---- INPUT FOR THIS TASK

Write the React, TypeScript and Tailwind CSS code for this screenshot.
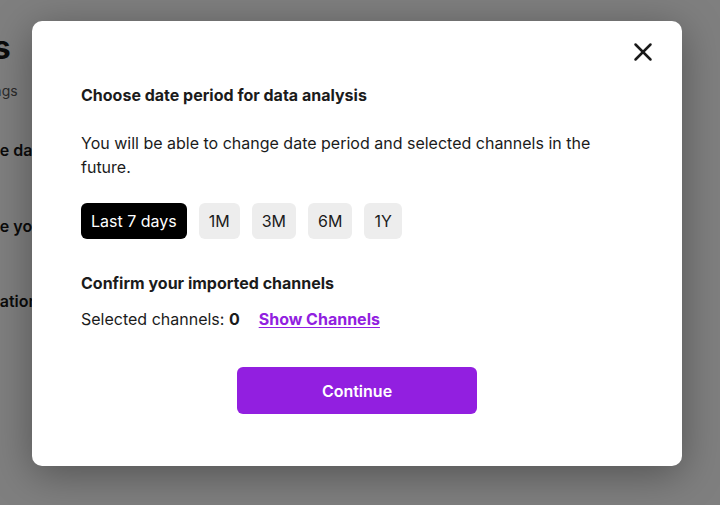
import { X } from 'lucide-react';

const PERIODS = ['Last 7 days', '1M', '3M', '6M', '1Y'];

const App = () => {
  const active = 'Last 7 days';

  return (
    <div className="relative w-[720px] h-[505px] overflow-hidden bg-white font-['Inter',sans-serif]">
      {/* Page behind the overlay */}
      <div className="pt-[26px] text-[#161616] whitespace-nowrap">
        <h1 className="-ml-[178px] text-[32px] font-bold leading-[44px]">Integrations</h1>
        <p className="-ml-[36px] text-[14px] text-[#555] leading-5 mt-[11px]">Settings</p>
        <p className="-ml-[50px] text-[16px] font-semibold mt-[37px]">Choose date period</p>
        <p className="-ml-[50px] text-[16px] font-semibold mt-[52px]">Choose your channels</p>
        <p className="-ml-[63px] text-[16px] font-semibold mt-[51px]">Confirmation</p>
      </div>

      {/* Overlay */}
      <div className="absolute inset-0 bg-black/50">
        <div className="relative ml-[32px] mt-[21px] w-[650px] h-[445px] bg-white rounded-[10px] shadow-[0_8px_40px_rgba(0,0,0,0.35)] px-[49px] pt-[62px]">
          <button className="absolute right-[24px] top-[16px] text-[#1a1a1a]">
            <X className="w-[30px] h-[30px]" strokeWidth={2} />
          </button>

          <h2 className="text-[16px] font-bold leading-6 text-[#1b1b1b]">
            Choose date period for data analysis
          </h2>
          <p className="mt-6 text-[16px] leading-6 text-[#1b1b1b]">
            You will be able to change date period and selected channels in the future.
          </p>

          <div className="mt-6 flex gap-3">
            {PERIODS.map((p) => (
              <button
                key={p}
                className={
                  p === active
                    ? 'h-9 px-[10px] rounded-md bg-black text-white text-[16px]'
                    : 'h-9 px-[10px] rounded-md bg-[#ededed] text-[#1b1b1b] text-[16px]'
                }
              >
                {p}
              </button>
            ))}
          </div>

          <h3 className="mt-8 text-[16px] font-bold leading-6 text-[#1b1b1b]">
            Confirm your imported channels
          </h3>
          <div className="mt-3 flex items-center text-[16px] leading-6 text-[#1b1b1b]">
            <span>
              Selected channels: <span className="font-bold">0</span>
            </span>
            <a className="ml-[19px] font-bold text-[#9120e0] underline underline-offset-2">Show Channels</a>
          </div>

          <div className="mt-9 flex justify-center">
            <button className="w-[240px] h-[47px] rounded-md bg-[#921fe0] text-white text-[16px] font-semibold">
              Continue
            </button>
          </div>
        </div>
      </div>
    </div>
  );
};

export default App;
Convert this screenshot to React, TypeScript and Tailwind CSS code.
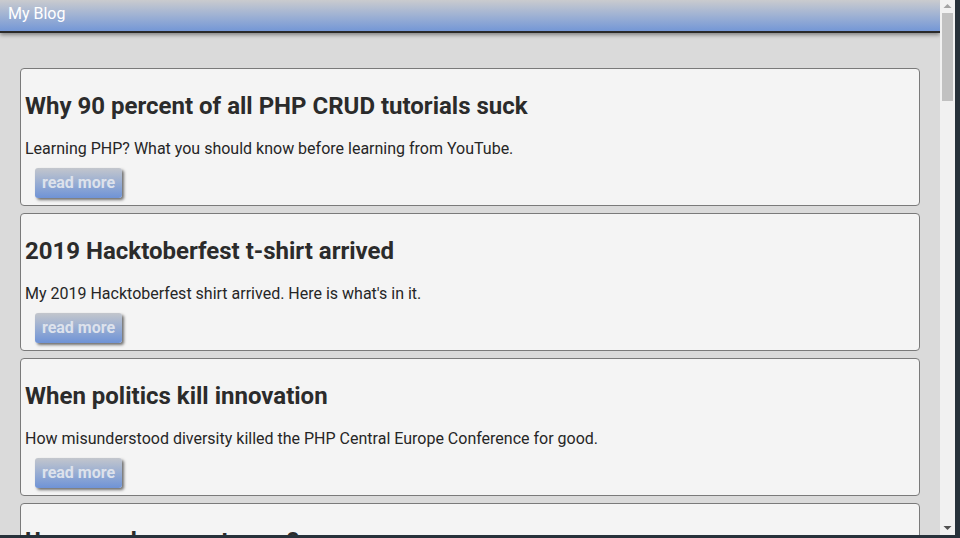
import React from "react";

const posts = [
  {
    title: "Why 90 percent of all PHP CRUD tutorials suck",
    desc: "Learning PHP? What you should know before learning from YouTube.",
  },
  {
    title: "2019 Hacktoberfest t-shirt arrived",
    desc: "My 2019 Hacktoberfest shirt arrived. Here is what's in it.",
  },
  {
    title: "When politics kill innovation",
    desc: "How misunderstood diversity killed the PHP Central Europe Conference for good.",
  },
  {
    title: "Unmerged scores to use?",
    desc: "What happens to the code that never makes it.",
  },
];

export default function App() {
  return (
    <div className="w-[960px] h-[538px] overflow-hidden bg-[#27313a] font-['Roboto',sans-serif]">
      <div className="flex w-[955px] h-[535px]">
        <div className="relative flex-1 min-w-0 bg-[#dadada] overflow-hidden">
          <div className="h-[33px] bg-gradient-to-b from-[#cacbce] to-[#7497d6] border-b-2 border-[#2a2a2a] shadow-[0_2px_4px_rgba(0,0,0,0.4)] flex items-start pl-[8px] pt-[4px]">
            <span className="text-white text-[16px] leading-[20px]">My Blog</span>
          </div>
          <div className="flex flex-col gap-[7px] px-[20px] pt-[35px]">
            {posts.map((p) => (
              <div
                key={p.title}
                className="shrink-0 h-[138px] bg-[#f4f4f4] border border-[#7a7a7a] rounded-[4px] pl-[4px] pt-[21px]"
              >
                <h2 className="text-[24px] leading-[32px] font-bold text-[#2b2b2b]">{p.title}</h2>
                <p className="mt-[16px] text-[16px] leading-[22px] text-[#262626]">{p.desc}</p>
                <div className="mt-[8px] ml-[10px]">
                  <span className="inline-flex items-center justify-center w-[87px] h-[30px] rounded-[3px] bg-gradient-to-b from-[#c3c6cc] to-[#6f93d6] shadow-[2px_2px_3px_rgba(0,0,0,0.55)] text-[16px] font-bold text-[#dde2ec]">
                    read more
                  </span>
                </div>
              </div>
            ))}
          </div>
        </div>
        <div className="w-[15px] bg-[#f1f1f1] flex flex-col items-center">
          <svg width="15" height="12" viewBox="0 0 15 12" className="shrink-0">
            <polygon points="3.5,8 7.5,4 11.5,8" fill="#a3a3a3" />
          </svg>
          <div className="w-[11px] h-[88px] bg-[#c1c1c1] mt-[1px]" />
          <div className="flex-1" />
          <svg width="15" height="12" viewBox="0 0 15 12" className="shrink-0 mb-[2px]">
            <polygon points="3.5,5 11.5,5 7.5,9" fill="#505050" />
          </svg>
        </div>
      </div>
    </div>
  );
}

--------

TASK DESCRIPTION: Write down exactly what the lines above say, from the line holding "Convert this screenshot" through the line holding "import React from", and nothing more. Do not copy the pictures.

CORRECT OUTPUT:
Convert this screenshot to React, TypeScript and Tailwind CSS code.
import React from "react";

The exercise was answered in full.